At first, our options seemed numerous, surely one of us could get a salaried job so that the mortgage application would be fairly straightforward… But as time went on, we could see that option becoming less and less likely. My web design business was doing well enough to keep us afloat, but by the time our deadline would roll around, I would not have been in business long enough to qualify for a mortgage needing 2+ years of self-employment records.

We asked our bank about mortgage possibilities. They came back with a resounding no. We considered extending the rental part of our contract and postponing the buying part. We tried not to worry about what would happen to us if we couldn’t complete the sale. Would we lose our house purchase and the rental contract, so we would no longer have somewhere to live? One day, I decided to ring some credit unions.

The first mortgage person I spoke to at the first credit union I found said she would make it work. That it was unusual, but possible. That we may have to jump through some hoops but she would do everything in her power to make sure we got our house. And she did. It took a few months to get everything sorted, with a few setbacks and a bunch of delays… but it happened.

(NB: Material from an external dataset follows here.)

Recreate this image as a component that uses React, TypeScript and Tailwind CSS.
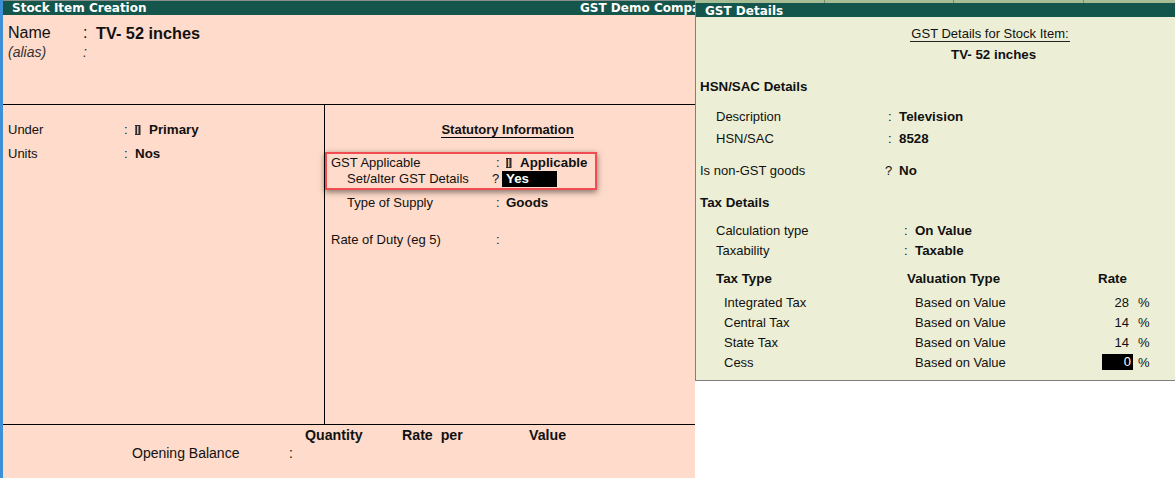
import React from "react";

const Bar = () => (
  <svg width="6" height="10" viewBox="0 0 6 10" className="shrink-0">
    <rect x="0" y="0" width="5.5" height="10" fill="#2f2a30" />
    <rect x="2" y="1" width="1.5" height="8" fill="#d9c4b0" />
    <rect x="0" y="1" width="1" height="8" fill="#8a5a40" />
  </svg>
);

function Row({ h, label, labelW, colonW, children, className = "", colon = ":" }: { h: number; label: React.ReactNode; labelW: number; colonW: number; children?: React.ReactNode; className?: string; colon?: string }) {
  return (
    <div className={`flex items-center ${className}`} style={{ height: h }}>
      <div className="shrink-0 whitespace-nowrap" style={{ width: labelW }}>{label}</div>
      <div className="shrink-0" style={{ width: colonW }}>{colon}</div>
      {children}
    </div>
  );
}

const taxRows = [
  ["Integrated Tax", "28"],
  ["Central Tax", "14"],
  ["State Tax", "14"],
  ["Cess", "0"],
];

export default function App() {
  return (
    <div className="flex h-[478px] w-[1175px] overflow-hidden bg-white text-[13px] text-[#111] font-['Liberation_Sans',Arial,sans-serif]">
      {/* Left panel */}
      <div className="flex h-full w-[695px] shrink-0 flex-col border-l-[3px] border-[#3f8fd6] bg-[#fedbca]">
        <div className="flex h-[15px] shrink-0 items-center border-t border-[#8a8f8c] bg-[#14564b] pl-[9px] font-['DejaVu_Sans',sans-serif] text-[12px] font-bold text-white">
          <span className="w-[568px] shrink-0">Stock Item Creation</span>
          <span className="shrink-0 whitespace-nowrap">GST Demo Compa</span>
        </div>
        <div className="h-[90px] shrink-0 border-b border-black pl-[5px] pt-[9px]">
          <div className="flex h-[18px] items-center text-[16px]">
            <span className="w-[75px]">Name</span>
            <span className="w-[13px]">:</span>
            <span className="text-[16.3px] font-bold">TV- 52 inches</span>
          </div>
          <div className="mt-[2px] flex h-[16px] items-center text-[14px] italic text-[#333]">
            <span className="w-[75px]">(alias)</span>
            <span>:</span>
          </div>
        </div>
        <div className="flex min-h-0 flex-1">
          <div className="w-[322px] shrink-0 border-r border-black pl-[5px] pt-[17px]">
            <Row h={16} label="Under" labelW={116} colonW={11}>
              <Bar />
              <span className="ml-[8px] text-[13.33px] font-bold">Primary</span>
            </Row>
            <Row h={16} label="Units" labelW={116} colonW={11} className="mt-[8px]">
              <span className="text-[13.33px] font-bold">Nos</span>
            </Row>
          </div>
          <div className="min-w-0 flex-1 pt-[17px]">
            <div className="ml-[116px] h-[16px] w-[133px] whitespace-nowrap border-b border-black text-center font-bold leading-[15px]">Statutory Information</div>
            <div className="mt-[14px] w-[272px] border-2 border-[#f04c52] pb-[1px] pl-[4px] pt-[1px] shadow-[0_2px_6px_rgba(0,0,0,0.5)]">
              <Row h={16} label="GST Applicable" labelW={165} colonW={10}>
                <Bar />
                <span className="ml-[8px] text-[13.33px] font-bold">Applicable</span>
              </Row>
              <Row h={16} label={<span className="ml-[16px]">Set/alter GST Details</span>} labelW={161} colonW={10} colon="?">
                <span className="flex h-[16px] w-[55px] items-center bg-black pl-[4px] text-[13.33px] font-bold text-white">Yes</span>
              </Row>
            </div>
            <div className="pl-[6px]">
              <Row h={16} label={<span className="ml-[16px]">Type of Supply</span>} labelW={165} colonW={10} className="mt-[5px]">
                <span className="text-[13.33px] font-bold">Goods</span>
              </Row>
              <Row h={16} label="Rate of Duty (eg 5)" labelW={165} colonW={10} className="mt-[21px]" />
            </div>
          </div>
        </div>
        <div className="h-[54px] shrink-0 border-t border-black text-[14.2px]">
          <div className="flex h-[20px] items-center pt-[2px] font-bold">
            <span className="ml-[302px] w-[97px]">Quantity</span>
            <span className="w-[127px] whitespace-pre">Rate  per</span>
            <span>Value</span>
          </div>
          <div className="flex h-[17px] items-center text-[14px]">
            <span className="ml-[129px] w-[157px]">Opening Balance</span>
            <span>:</span>
          </div>
        </div>
      </div>
      {/* Right panel */}
      <div className="flex h-full min-w-0 flex-1 flex-col">
        <div className="flex h-[3px] shrink-0 bg-[#a7bd95] pl-[129px]">
          <div className="h-full w-px bg-[#7a8a72]" />
          <div className="ml-[128px] h-full w-px bg-[#7a8a72]" />
          <div className="ml-[129px] h-full w-px bg-[#7a8a72]" />
        </div>
        <div className="h-[378px] shrink-0 border-b border-l border-[#7f7f7f] bg-[#ecefd6]">
          <div className="flex h-[14px] items-center bg-[#14564b] pl-[9px] pt-[1px] font-['DejaVu_Sans',sans-serif] text-[12px] font-bold text-white">GST Details</div>
          <div className="pl-px">
            <div className="ml-[213px] mt-[10px] h-[15px] w-[160px] whitespace-nowrap border-b border-[#222] text-center leading-[14px]">GST Details for Stock Item:</div>
            <div className="ml-[254px] mt-[5px] whitespace-nowrap text-[13.33px] font-bold leading-[16px]">TV- 52 inches</div>
            <div className="mt-[16px] h-[16px] pl-[3px] text-[13.33px] font-bold leading-[16px]">HSN/SAC Details</div>
            <div className="mt-[14px] pl-[19px]">
              <Row h={16} label="Description" labelW={172} colonW={11}>
                <span className="text-[13.33px] font-bold">Television</span>
              </Row>
              <Row h={16} label="HSN/SAC" labelW={172} colonW={11} className="mt-[6px]">
                <span className="text-[13.33px] font-bold">8528</span>
              </Row>
            </div>
            <div className="pl-[3px]">
              <Row h={16} label="Is non-GST goods" labelW={185} colonW={14} colon="?" className="mt-[16px]">
                <span className="text-[13.33px] font-bold">No</span>
              </Row>
              <div className="mt-[16px] h-[16px] text-[13.33px] font-bold leading-[16px]">Tax Details</div>
            </div>
            <div className="mt-[12px] pl-[19px]">
              <Row h={16} label="Calculation type" labelW={188} colonW={11}>
                <span className="text-[13.33px] font-bold">On Value</span>
              </Row>
              <Row h={16} label="Taxability" labelW={188} colonW={11} className="mt-[4px]">
                <span className="text-[13.33px] font-bold">Taxable</span>
              </Row>
            </div>
            <div className="mt-[12px] flex h-[16px] items-center pl-[19px] text-[13.33px] font-bold">
              <span className="w-[191px]">Tax Type</span>
              <span className="w-[191px]">Valuation Type</span>
              <span>Rate</span>
            </div>
            <div className="mt-[8px] flex flex-col gap-[4px]">
              {taxRows.map(([name, rate], i) => (
                <div key={name} className="flex h-[16px] items-center pl-[27px]">
                  <span className="w-[191px]">{name}</span>
                  <span className="w-[187px]">Based on Value</span>
                  {i === 3 ? (
                    <span className="flex h-[16px] w-[31px] -translate-y-px items-center justify-end bg-black pr-[2px] text-white">{rate}</span>
                  ) : (
                    <span className="w-[31px] pr-[4px] text-right">{rate}</span>
                  )}
                  <span className="ml-[5px]">%</span>
                </div>
              ))}
            </div>
          </div>
        </div>
      </div>
    </div>
  );
}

On March 18th, 2016, we bought this house. It is ours. The relief is astronomical. The change in how we feel about where we live is huge. For the last two years we have lived here, this has been our house. But it never really felt like our home. Now, we’re making it into our forever home. We have a long way to go to get the reality to match up with the dream, but we’re doing it. Goodbye to all the nasty coat hooks and ugly light fittings (so many boob lights to remove…), goodbye terrible kitchen floor. Ugly plastic blinds, your days are numbered.

We have the space and the location and the peace of mind of knowing we don’t ever have to move again. We have the insane to-do list of homeowners with a lot of repairs and upgrades ahead of them. And we have the satisfaction that comes from seeing an impossible-seeming dream through from beginning to end. The next chapter starts right here.